Kerry cited a 2003 report by the independent Congressional Research Service. It concluded that, under federal ethics laws, deferred compensation like Cheney's from Halliburton, totaling $2 million since he took office, and unexercised stock options qualified as an ongoing financial interest in the company.
The research service was not specifically judging Cheney's relationship to the company, but whether deferred compensation qualified as a financial interest. Cheney took out an insurance policy in 2001 to guarantee that Cheney's deferred compensation would neither increase nor decrease based on the performance of the company. Congressional inquiries have also found no evidence that Cheney arranged for Halliburton's contracts in Iraq.
''I'm outraged that Senator Kerry would take these potshots while Halliburton has lost more than two-dozen employees in Iraq," said Representative Tom Davis, the Republican chairman of the House Government Reform Committee, who spoke to the Globe at the request of the Bush campaign. ''If John Kerry wanted to do something about these contracts, he could have gone after them when the defense-spending bill came to the Senate floor."
According to a CBS/ New York Times poll published today, 51 percent of voters believe that Bush is ''telling mostly the truth but hiding something" about Iraq, and another 24 percent feel Bush is ''mostly lying." The poll had few pieces of good news for Kerry; Bush held an 8-point lead, and the incumbent drew stronger marks for protecting the United States from terrorism.

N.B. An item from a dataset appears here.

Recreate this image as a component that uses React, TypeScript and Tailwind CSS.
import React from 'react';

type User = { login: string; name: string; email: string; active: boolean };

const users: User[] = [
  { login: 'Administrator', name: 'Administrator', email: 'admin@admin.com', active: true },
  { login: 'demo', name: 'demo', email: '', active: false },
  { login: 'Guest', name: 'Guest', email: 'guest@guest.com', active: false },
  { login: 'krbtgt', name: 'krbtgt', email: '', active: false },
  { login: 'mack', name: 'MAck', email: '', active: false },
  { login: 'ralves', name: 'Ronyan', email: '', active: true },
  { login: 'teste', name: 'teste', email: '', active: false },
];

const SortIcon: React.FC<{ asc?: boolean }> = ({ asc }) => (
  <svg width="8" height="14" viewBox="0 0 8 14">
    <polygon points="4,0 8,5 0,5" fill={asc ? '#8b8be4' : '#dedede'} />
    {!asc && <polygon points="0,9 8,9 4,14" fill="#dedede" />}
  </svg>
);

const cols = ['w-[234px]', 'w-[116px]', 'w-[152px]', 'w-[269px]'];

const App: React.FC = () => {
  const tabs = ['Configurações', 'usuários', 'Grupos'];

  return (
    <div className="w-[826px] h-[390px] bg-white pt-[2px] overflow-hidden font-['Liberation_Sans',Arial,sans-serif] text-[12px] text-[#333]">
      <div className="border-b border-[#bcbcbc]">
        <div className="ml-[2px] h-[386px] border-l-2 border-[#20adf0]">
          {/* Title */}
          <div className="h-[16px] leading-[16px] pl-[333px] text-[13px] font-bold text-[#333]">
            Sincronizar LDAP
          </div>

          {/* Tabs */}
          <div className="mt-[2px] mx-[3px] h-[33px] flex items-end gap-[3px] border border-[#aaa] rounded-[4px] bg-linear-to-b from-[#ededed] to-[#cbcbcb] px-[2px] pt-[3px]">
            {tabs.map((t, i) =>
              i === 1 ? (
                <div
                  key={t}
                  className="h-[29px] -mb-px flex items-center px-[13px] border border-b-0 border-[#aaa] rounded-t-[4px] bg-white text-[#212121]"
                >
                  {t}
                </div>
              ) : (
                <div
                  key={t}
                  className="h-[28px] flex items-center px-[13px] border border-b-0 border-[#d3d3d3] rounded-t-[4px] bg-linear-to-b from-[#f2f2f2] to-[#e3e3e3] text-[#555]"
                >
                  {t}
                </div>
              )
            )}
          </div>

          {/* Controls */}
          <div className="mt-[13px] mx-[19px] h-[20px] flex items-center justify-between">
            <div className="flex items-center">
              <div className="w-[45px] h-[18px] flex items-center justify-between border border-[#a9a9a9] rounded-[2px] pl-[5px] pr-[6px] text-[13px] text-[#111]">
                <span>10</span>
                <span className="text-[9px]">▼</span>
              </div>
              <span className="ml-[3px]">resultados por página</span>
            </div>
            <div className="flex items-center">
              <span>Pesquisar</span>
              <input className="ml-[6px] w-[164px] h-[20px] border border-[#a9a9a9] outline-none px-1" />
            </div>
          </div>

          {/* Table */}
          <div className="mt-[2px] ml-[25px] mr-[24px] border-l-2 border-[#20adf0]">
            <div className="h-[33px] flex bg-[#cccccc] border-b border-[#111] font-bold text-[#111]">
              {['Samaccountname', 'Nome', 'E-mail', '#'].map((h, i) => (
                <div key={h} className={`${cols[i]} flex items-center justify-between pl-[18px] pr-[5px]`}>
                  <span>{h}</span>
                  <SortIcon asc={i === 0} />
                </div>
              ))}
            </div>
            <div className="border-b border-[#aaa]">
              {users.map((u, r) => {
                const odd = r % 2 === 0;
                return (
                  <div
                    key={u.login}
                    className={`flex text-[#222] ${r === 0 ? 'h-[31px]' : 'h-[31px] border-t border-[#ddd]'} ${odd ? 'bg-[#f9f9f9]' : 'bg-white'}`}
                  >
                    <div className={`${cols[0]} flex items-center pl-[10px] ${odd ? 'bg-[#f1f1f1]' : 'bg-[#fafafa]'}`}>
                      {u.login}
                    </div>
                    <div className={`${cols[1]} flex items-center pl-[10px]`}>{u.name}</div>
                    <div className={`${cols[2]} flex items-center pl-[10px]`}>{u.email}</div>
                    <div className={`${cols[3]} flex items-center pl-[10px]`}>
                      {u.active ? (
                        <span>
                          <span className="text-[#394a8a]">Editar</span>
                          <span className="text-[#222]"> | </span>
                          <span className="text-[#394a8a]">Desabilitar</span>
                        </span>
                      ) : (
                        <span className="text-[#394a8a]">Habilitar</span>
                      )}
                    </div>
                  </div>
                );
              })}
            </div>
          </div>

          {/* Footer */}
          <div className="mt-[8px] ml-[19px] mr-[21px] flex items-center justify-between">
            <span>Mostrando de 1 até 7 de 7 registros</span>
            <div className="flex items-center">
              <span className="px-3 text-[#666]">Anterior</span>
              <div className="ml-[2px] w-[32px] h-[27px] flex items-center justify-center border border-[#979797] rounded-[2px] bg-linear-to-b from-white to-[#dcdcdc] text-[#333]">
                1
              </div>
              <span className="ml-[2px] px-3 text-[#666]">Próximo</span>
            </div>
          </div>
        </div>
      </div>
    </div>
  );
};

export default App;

In Washington yesterday, Kerry strategists told a conference call of reporters that the in-house analysis of recent polls give a 2-point edge to Bush, and they thought the attacks over Iraq as well as job losses would fuel Kerry gains in future polls.
At the Albuquerque town hall meeting, Kerry was also drawn into a heated exchange over Israel with a local voter, Bob Kirkpatrick, who first praised Kerry's Vietnam service and his criticism of ''atrocities" in that war, and then decried ''atrocities" against the Palestinians and said Congress and US foreign policy were ''subservient" to Israel. Kerry expressed adamant support for Israel.